#### SUPPLIED MATERIAL
────────────────

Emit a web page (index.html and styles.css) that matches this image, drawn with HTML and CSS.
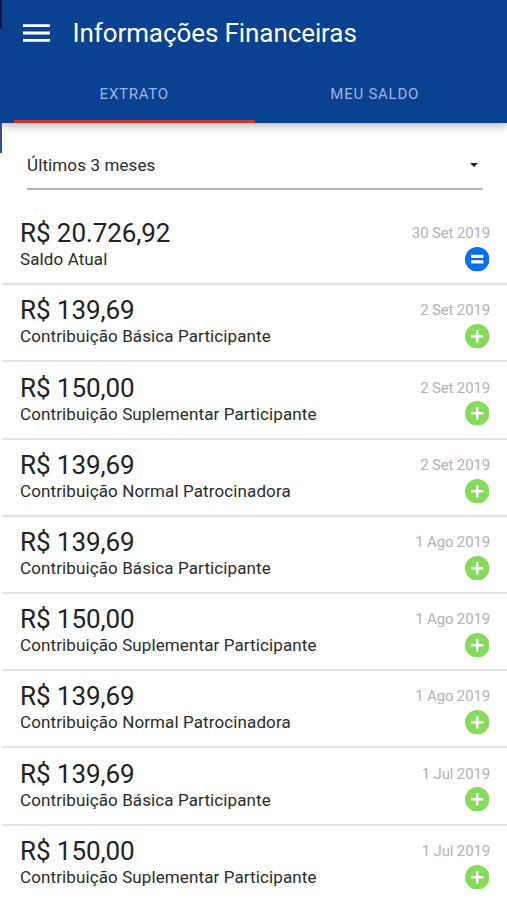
FILE: index.html
```html
<!DOCTYPE html>
<html lang="pt-BR">
<head>
<meta charset="utf-8">
<title>Informações Financeiras</title>
<link rel="stylesheet" href="styles.css">
</head>
<body>
<svg class="symbols" aria-hidden="true">
  <symbol id="plus" viewBox="0 0 24 24"><circle cx="12" cy="12" r="12" fill="#85dc5a"/><path d="M12 6v12M6 12h12" stroke="#fff" stroke-width="2.5"/></symbol>
  <symbol id="equal" viewBox="0 0 24 24"><circle cx="12" cy="12" r="12" fill="#0670f0"/><path d="M6 9.2h12M6 14.6h12" stroke="#fff" stroke-width="3"/></symbol>
</svg>
<div class="edge"></div>
<div class="screen">
  <header class="header">
    <div class="toolbar">
      <svg class="menu" viewBox="0 0 27 18"><path d="M0 1.6h27M0 9h27M0 16.4h27" stroke="#fff" stroke-width="2.8"/></svg>
      <h1 class="title">Informações Financeiras</h1>
    </div>
    <nav class="tabs">
      <div class="tab active"><span>EXTRATO</span></div>
      <div class="tab"><span>MEU SALDO</span></div>
    </nav>
  </header>
  <div class="select"><span>Últimos 3 meses</span><i class="caret"></i></div>
  <ul class="list">
    <li class="row"><div><p class="amount">R$ 20.726,92</p><p class="label">Saldo Atual</p></div><div class="side"><p class="date">30 Set 2019</p><svg class="icon"><use href="#equal"/></svg></div></li>
    <li class="row"><div><p class="amount">R$ 139,69</p><p class="label">Contribuição Básica Participante</p></div><div class="side"><p class="date">2 Set 2019</p><svg class="icon"><use href="#plus"/></svg></div></li>
    <li class="row"><div><p class="amount">R$ 150,00</p><p class="label">Contribuição Suplementar Participante</p></div><div class="side"><p class="date">2 Set 2019</p><svg class="icon"><use href="#plus"/></svg></div></li>
    <li class="row"><div><p class="amount">R$ 139,69</p><p class="label">Contribuição Normal Patrocinadora</p></div><div class="side"><p class="date">2 Set 2019</p><svg class="icon"><use href="#plus"/></svg></div></li>
    <li class="row"><div><p class="amount">R$ 139,69</p><p class="label">Contribuição Básica Participante</p></div><div class="side"><p class="date">1 Ago 2019</p><svg class="icon"><use href="#plus"/></svg></div></li>
    <li class="row"><div><p class="amount">R$ 150,00</p><p class="label">Contribuição Suplementar Participante</p></div><div class="side"><p class="date">1 Ago 2019</p><svg class="icon"><use href="#plus"/></svg></div></li>
    <li class="row"><div><p class="amount">R$ 139,69</p><p class="label">Contribuição Normal Patrocinadora</p></div><div class="side"><p class="date">1 Ago 2019</p><svg class="icon"><use href="#plus"/></svg></div></li>
    <li class="row"><div><p class="amount">R$ 139,69</p><p class="label">Contribuição Básica Participante</p></div><div class="side"><p class="date">1 Jul 2019</p><svg class="icon"><use href="#plus"/></svg></div></li>
    <li class="row"><div><p class="amount">R$ 150,00</p><p class="label">Contribuição Suplementar Participante</p></div><div class="side"><p class="date">1 Jul 2019</p><svg class="icon"><use href="#plus"/></svg></div></li>
  </ul>
</div>
</body>
</html>
```
FILE: styles.css
```css
* { box-sizing: border-box; margin: 0; padding: 0; }
html, body { height: 900px; overflow: hidden; }
body { display: flex; background: #fff; font-family: Roboto, sans-serif; color: #2b2b2b; }
.symbols { position: absolute; width: 0; height: 0; }
.edge { width: 2px; flex: none; background: linear-gradient(#03133b 0 29px, #0a4191 29px 123px, #3c45a0 123px 153px, #fff 153px); }
.screen { flex: 1; min-width: 0; }
.header { height: 123px; background: #0a4191; box-shadow: 0 2px 9px rgba(0, 0, 0, .35); clip-path: inset(0 0 -20px 0); }
.toolbar { display: flex; align-items: center; height: 65px; padding-left: 21px; }
.menu { width: 27px; height: 18px; margin-right: 22.5px; }
.title { color: #fff; font-size: 26px; font-weight: 400; line-height: 30px; letter-spacing: -.09px; white-space: nowrap; }
.tabs { display: flex; height: 58px; padding: 0 12px; }
.tab { flex: 1; display: flex; align-items: center; justify-content: center; padding-top: 2px; color: #9fb5e2; font-size: 15px; letter-spacing: .75px; border-bottom: 3px solid transparent; }
.active { border-color: #c4352f; }
.select { display: flex; align-items: center; justify-content: space-between; height: 50px; margin: 17px 24px 0 25px; padding: 1px 5px 0 0; border-bottom: 2px solid #b2b6b5; font-size: 17px; letter-spacing: .12px; }
.caret { border: 4px solid transparent; border-top-color: #222; border-bottom: 0; }
.list { list-style: none; padding-top: 18px; }
.row { display: flex; justify-content: space-between; height: 77.2px; padding: 10.2px 17px 0 18px; border-bottom: 2px solid #e4e4e4; }
.row:last-child { border-bottom: 0; }
.amount { font-size: 26px; line-height: 30px; letter-spacing: -.08px; color: #222; }
.label { font-size: 17px; line-height: 22px; letter-spacing: .11px; white-space: nowrap; }
.side { display: flex; flex-direction: column; align-items: flex-end; }
.date { font-size: 15px; line-height: 30px; letter-spacing: -.15px; color: #b3b3b3; }
.icon { width: 24.5px; height: 24.5px; margin: -1.1px .6px 0 0; }
```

────────────────

Among the lines above, count those containing the word "index" and give nothing but the result.

2